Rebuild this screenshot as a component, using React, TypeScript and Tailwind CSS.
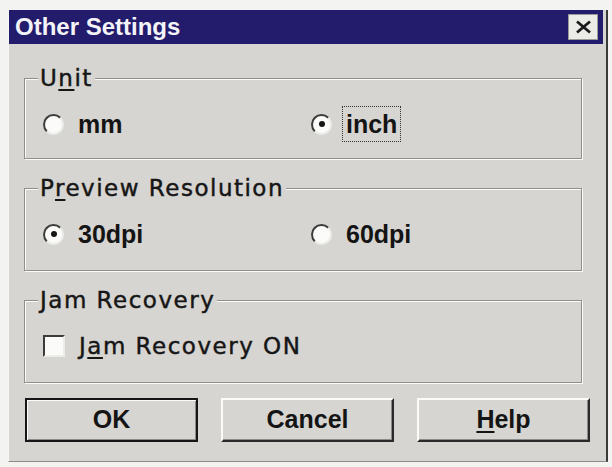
const sans = "font-['Liberation_Sans',Arial,sans-serif]";
const wide = "font-['DejaVu_Sans',Verdana,sans-serif] [-webkit-text-stroke:0.45px_#161616]";

function Radio({ checked }: { checked?: boolean }) {
  return (
    <span className="flex h-[21px] w-[21px] shrink-0 items-center justify-center rounded-full border-2 border-t-[#3c3c3a] border-l-[#3c3c3a] border-r-[#ecece9] border-b-[#ecece9] bg-[#fbfbfa]">
      {checked && <span className="h-[6px] w-[6px] rounded-full bg-[#151515]" />}
    </span>
  );
}

function RadioItem({
  label,
  checked,
  focus,
  first,
}: {
  label: string;
  checked?: boolean;
  focus?: boolean;
  first?: boolean;
}) {
  return (
    <div className={`flex items-center ${first ? 'w-[268px]' : ''}`}>
      <Radio checked={checked} />
      <span
        className={`ml-[10px] border px-[3px] py-[3px] text-[25px] leading-[28px] font-bold text-[#141414] ${sans} ${
          focus ? 'border-dotted border-[#333]' : 'border-transparent'
        }`}
      >
        {label}
      </span>
    </div>
  );
}

function Group({
  title,
  height,
  children,
  className = '',
}: {
  title: React.ReactNode;
  height: string;
  children: React.ReactNode;
  className?: string;
}) {
  return (
    <fieldset
      className={`w-[558px] border border-[#8f8f8c] shadow-[1px_1px_0_#fbfbf9,inset_1px_1px_0_#fbfbf9] ${height} ${className}`}
    >
      <legend
        className={`ml-[13px] bg-[#d6d5d1] px-[2px] text-[23px] leading-[22px] tracking-[1.5px] text-[#161616] ${wide}`}
      >
        {title}
      </legend>
      <div className="mt-[20px] flex h-[30px] items-center pl-[18px]">{children}</div>
    </fieldset>
  );
}

function Button({
  children,
  primary,
}: {
  children: React.ReactNode;
  primary?: boolean;
}) {
  return (
    <button
      className={`flex h-[44px] w-[173px] items-center justify-center bg-[#d6d5d1] text-[25px] font-bold text-[#141414] ${sans} ${
        primary
          ? 'border-2 border-[#161616] shadow-[inset_1px_1px_0_#fbfbf9,inset_-1px_-1px_0_#8a8a88]'
          : 'border-2 border-t-[#fbfbf9] border-l-[#fbfbf9] border-r-[#2a2a2a] border-b-[#2a2a2a] shadow-[inset_-1px_-1px_0_#8a8a88]'
      }`}
    >
      {children}
    </button>
  );
}

export default function App() {
  return (
    <div className="h-[467px] w-[612px] bg-[#f3f3f1] pt-[10px] pl-[8px]">
      <div className="flex h-[452px] w-[600px] flex-col border-l border-l-[#f7f7f5] border-r-2 border-r-[#3a3a38] border-b border-b-[#8c8c8a] bg-[#d6d5d1]">
        {/* title bar */}
        <div className="mr-[3px] flex h-[34px] items-center justify-between bg-[#231b6b] pl-[6px] pr-[5px]">
          <span className={`text-[24px] leading-none font-bold text-[#f4f4f8] ${sans}`}>
            Other Settings
          </span>
          <div className="flex h-[26px] w-[30px] items-center justify-center border border-[#9a9a98] bg-[#ebebe8]">
            <svg width="17" height="14" viewBox="0 0 17 14">
              <path d="M2 1.5 L15 12.5 M15 1.5 L2 12.5" stroke="#1a1a1a" strokeWidth="2.8" />
            </svg>
          </div>
        </div>

        <div className="flex flex-col px-[15px] pt-[23px]">
          <Group
            height="h-[92px]"
            title={
              <>
                U<span className="underline decoration-[1.5px] underline-offset-[3px]">n</span>it
              </>
            }
          >
            <RadioItem first label="mm" />
            <RadioItem label="inch" checked focus />
          </Group>

          <Group
            height="h-[94px]"
            className="mt-[18px]"
            title={
              <>
                P<span className="underline decoration-[1.5px] underline-offset-[3px]">r</span>eview Resolution
              </>
            }
          >
            <RadioItem first label="30dpi" checked />
            <RadioItem label="60dpi" />
          </Group>

          <Group height="h-[94px]" className="mt-[18px]" title="Jam Recovery">
            <div className="flex items-center">
              <span className="h-[22px] w-[22px] shrink-0 border-2 border-t-[#3c3c3a] border-l-[#3c3c3a] border-r-[#ecece9] border-b-[#ecece9] bg-[#fbfbfa]" />
              <span className={`ml-[14px] text-[23px] tracking-[1.5px] text-[#161616] ${wide}`}>
                J<span className="underline decoration-[1.5px] underline-offset-[3px]">a</span>m Recovery ON
              </span>
            </div>
          </Group>

          <div className="mt-[15px] flex gap-[23px] pl-[1px]">
            <Button primary>OK</Button>
            <Button>Cancel</Button>
            <Button>
              <span className="underline decoration-[2px] underline-offset-[3px]">H</span>elp
            </Button>
          </div>
        </div>
      </div>
    </div>
  );
}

◆ What you will do ◆
Skip the pictures, then retype every line above exactly.

◆ Exercise output ◆
Rebuild this screenshot as a component, using React, TypeScript and Tailwind CSS.
const sans = "font-['Liberation_Sans',Arial,sans-serif]";
const wide = "font-['DejaVu_Sans',Verdana,sans-serif] [-webkit-text-stroke:0.45px_#161616]";

function Radio({ checked }: { checked?: boolean }) {
  return (
    <span className="flex h-[21px] w-[21px] shrink-0 items-center justify-center rounded-full border-2 border-t-[#3c3c3a] border-l-[#3c3c3a] border-r-[#ecece9] border-b-[#ecece9] bg-[#fbfbfa]">
      {checked && <span className="h-[6px] w-[6px] rounded-full bg-[#151515]" />}
    </span>
  );
}

function RadioItem({
  label,
  checked,
  focus,
  first,
}: {
  label: string;
  checked?: boolean;
  focus?: boolean;
  first?: boolean;
}) {
  return (
    <div className={`flex items-center ${first ? 'w-[268px]' : ''}`}>
      <Radio checked={checked} />
      <span
        className={`ml-[10px] border px-[3px] py-[3px] text-[25px] leading-[28px] font-bold text-[#141414] ${sans} ${
          focus ? 'border-dotted border-[#333]' : 'border-transparent'
        }`}
      >
        {label}
      </span>
    </div>
  );
}

function Group({
  title,
  height,
  children,
  className = '',
}: {
  title: React.ReactNode;
  height: string;
  children: React.ReactNode;
  className?: string;
}) {
  return (
    <fieldset
      className={`w-[558px] border border-[#8f8f8c] shadow-[1px_1px_0_#fbfbf9,inset_1px_1px_0_#fbfbf9] ${height} ${className}`}
    >
      <legend
        className={`ml-[13px] bg-[#d6d5d1] px-[2px] text-[23px] leading-[22px] tracking-[1.5px] text-[#161616] ${wide}`}
      >
        {title}
      </legend>
      <div className="mt-[20px] flex h-[30px] items-center pl-[18px]">{children}</div>
    </fieldset>
  );
}

function Button({
  children,
  primary,
}: {
  children: React.ReactNode;
  primary?: boolean;
}) {
  return (
    <button
      className={`flex h-[44px] w-[173px] items-center justify-center bg-[#d6d5d1] text-[25px] font-bold text-[#141414] ${sans} ${
        primary
          ? 'border-2 border-[#161616] shadow-[inset_1px_1px_0_#fbfbf9,inset_-1px_-1px_0_#8a8a88]'
          : 'border-2 border-t-[#fbfbf9] border-l-[#fbfbf9] border-r-[#2a2a2a] border-b-[#2a2a2a] shadow-[inset_-1px_-1px_0_#8a8a88]'
      }`}
    >
      {children}
    </button>
  );
}

export default function App() {
  return (
    <div className="h-[467px] w-[612px] bg-[#f3f3f1] pt-[10px] pl-[8px]">
      <div className="flex h-[452px] w-[600px] flex-col border-l border-l-[#f7f7f5] border-r-2 border-r-[#3a3a38] border-b border-b-[#8c8c8a] bg-[#d6d5d1]">
        {/* title bar */}
        <div className="mr-[3px] flex h-[34px] items-center justify-between bg-[#231b6b] pl-[6px] pr-[5px]">
          <span className={`text-[24px] leading-none font-bold text-[#f4f4f8] ${sans}`}>
            Other Settings
          </span>
          <div className="flex h-[26px] w-[30px] items-center justify-center border border-[#9a9a98] bg-[#ebebe8]">
            <svg width="17" height="14" viewBox="0 0 17 14">
              <path d="M2 1.5 L15 12.5 M15 1.5 L2 12.5" stroke="#1a1a1a" strokeWidth="2.8" />
            </svg>
          </div>
        </div>

        <div className="flex flex-col px-[15px] pt-[23px]">
          <Group
            height="h-[92px]"
            title={
              <>
                U<span className="underline decoration-[1.5px] underline-offset-[3px]">n</span>it
              </>
            }
          >
            <RadioItem first label="mm" />
            <RadioItem label="inch" checked focus />
          </Group>

          <Group
            height="h-[94px]"
            className="mt-[18px]"
            title={
              <>
                P<span className="underline decoration-[1.5px] underline-offset-[3px]">r</span>eview Resolution
              </>
            }
          >
            <RadioItem first label="30dpi" checked />
            <RadioItem label="60dpi" />
          </Group>

          <Group height="h-[94px]" className="mt-[18px]" title="Jam Recovery">
            <div className="flex items-center">
              <span className="h-[22px] w-[22px] shrink-0 border-2 border-t-[#3c3c3a] border-l-[#3c3c3a] border-r-[#ecece9] border-b-[#ecece9] bg-[#fbfbfa]" />
              <span className={`ml-[14px] text-[23px] tracking-[1.5px] text-[#161616] ${wide}`}>
                J<span className="underline decoration-[1.5px] underline-offset-[3px]">a</span>m Recovery ON
              </span>
            </div>
          </Group>

          <div className="mt-[15px] flex gap-[23px] pl-[1px]">
            <Button primary>OK</Button>
            <Button>Cancel</Button>
            <Button>
              <span className="underline decoration-[2px] underline-offset-[3px]">H</span>elp
            </Button>
          </div>
        </div>
      </div>
    </div>
  );
}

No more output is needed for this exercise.